Winding Roads and Speed Bumps

If there’s anything we’ve learned over the past couple of days, it’s that you should add at least two hours to your estimated arrival time when you travel in Uganda.

Our day began with some hasty packing and running around…we weren’t sure as to our exact departure time thanks to our bus having to rotate some tires. We arrived at MUBS for our 10 am breakfast. After that, we waited…waited…went shopping across the street…waited…celebrated Kelsey’s 20th birthday with some cake and balloons…and waited. We finally left for Mbarara at 1:30 pm, a mere three hours after our scheduled departure.

The road to Mbarara was bumpy and slow, thanks to speed bumps that are cordially placed about every 100 feet in the roads…I have yet to get a good answer as to why they do this. Oh, and the potholes are about the size of a grown gorilla. Thankfully (and miraculously) we never got stuck in one.

After an eight hour trip (it was supposed to be six) we arrived at Lakeview Hotel in Mbarara at 9:30 pm, tired as ever. Most of us immediately ran straight to our beds, hoping for some plush beauty sleep. Instead, we were welcomed by mattresses that felt like nailed together two-by-fours.

All in all, though, the Lakeview Resort is a great place, complete with swimming pool, a spa, a bar and some great food. It will be nice having this place as our home for the next few nights.

But going back to the whole question of the more laid-back culture in Uganda…has this been a refreshment from our fast-paced and schedule-driven American lives, or are you frustrated by the seemingly lax schedules that Ugandans have?


  1. Wow, they lax schedules drive me almost crazy. Growing up with my parents we were always early and not having a strict structure schedule is hard to get used to. In the states things have time tables, and not being on time could have some hard consequences. Though, I need to learn not to worry so much and go with it.

  2. I don't know 6 hours of straight down time just gives me alot of time to think about of the people and things back home and get home sick. I don't know I kind of prefer my western high pace, overstimulating, redbull, heart risk increasing lifestyle. Relaxing is nice but 6 hours is a really long time.

    Props to the bus driver. He is the best bus driver EVER!!! The guy can drive that thing anywhere through any condition.

  3. After having traveled to a few places around the world I've developed a sense of what some people, who live on island nations, call "island time." Island time is a sense of relaxation and enjoying the time that you have. Meaning chill out because things are going to take some time. This is a much more difficult concept to take advantage of when you're not on an island. For the first few days that we were in Uganda things were moving rather smoothly. And then we started to travel more and more. The further we were traveling the more we ended up being off schedule. Living in a fast paced American society being off time in any way was, and still is, a difficult thing for me to get use to. However, it's something that I've been working on.

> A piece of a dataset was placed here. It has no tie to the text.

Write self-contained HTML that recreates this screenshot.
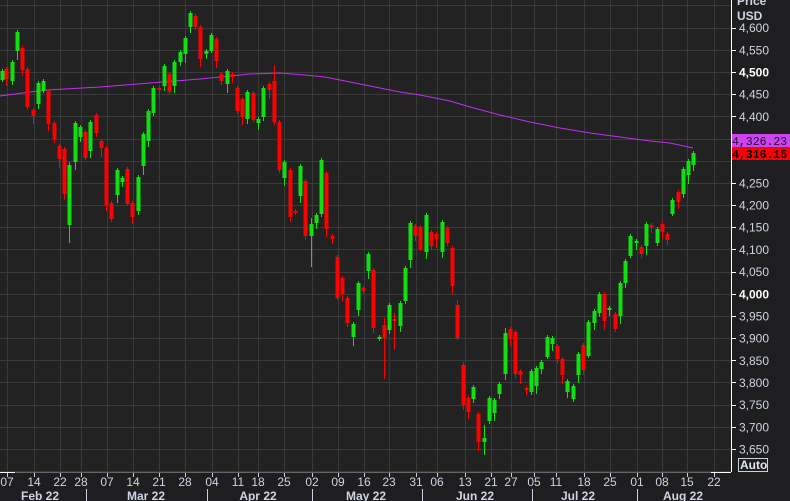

    The ride to Mbarra on Sunday was interesting to say the least. In the states we're use to having a pot hole in the road every once in a long while. And when we do see them they're usually covered up in a timely manner. Here it's the complete opposite. There's a pot hole every 5 feet and sometimes, in really bad spots, there are consecutive pot holes for 100 feet. This creates a rather disturbing ride. For a little bit it was fun, and then it quickly became quite literally painful. Kind of like a roller coaster, the first few times you ride it it's fun...every time after that it becomes increasingly boring. Moral of the story, the roads need some serious TLC.

    To start off I would suggest that the government of Uganda make the investment to repair the roads to a more drivable condition. Second, I think they should expand their road systems to help trade. I think this would help trade around Uganda exponentially because people would simply be more willing to travel on them, the number of car repairs would go down, and time taken to travel from place to place would decrease.

  4. Jess, I definitely agree with your post. Here, in Uganda, we need to be prepared to arrive one to hour to three hours later than what we expect. It is clear that Uganda has a more laid-back culture than we do in the US. Back home, I have a rigorous schedule. I have to use a post it note and cross off my activities as I complete them. I am more stressed out back home and consumed by time. Here, I am more relaxed. I have the mindset that this is one of the only times I will be in Africa and every minute really counts. A few more hours on the bus ride just means more time to watch out my window at the scenes as we pass. A few more young children to see who are jumping up and down and greeting us as we pass by. I enjoy these bus rides (for the most part). And a lot of the bumps make me laugh, the occasional really big bump reminds of a roller-coaster. And today, I learned that I have the ability to sleep on these drives. Great. Austin got a pretty good video of my head swaying back and forth as we hit large speed bumps. Oh well! Guess I just needed some sleep.

  5. The bus rides do tend to get frustrating, especially when trying to write in your journal. I have learned that the bus rides are the best times to reflect on the day and collect my thoughts. It also allows me to look at the amazing view out the window. I am a very scheduled person and need to know exactly what I am doing during the day and what time everything is. I have come to accept that the roads are bad and that we are not going to get somewhere at the expected time. We have even made a game out of it and guess the times at which we think we will arrive to our destination:) Although it is frustrating that it takes a lot longer to get places than it should, I try to make the most out of it.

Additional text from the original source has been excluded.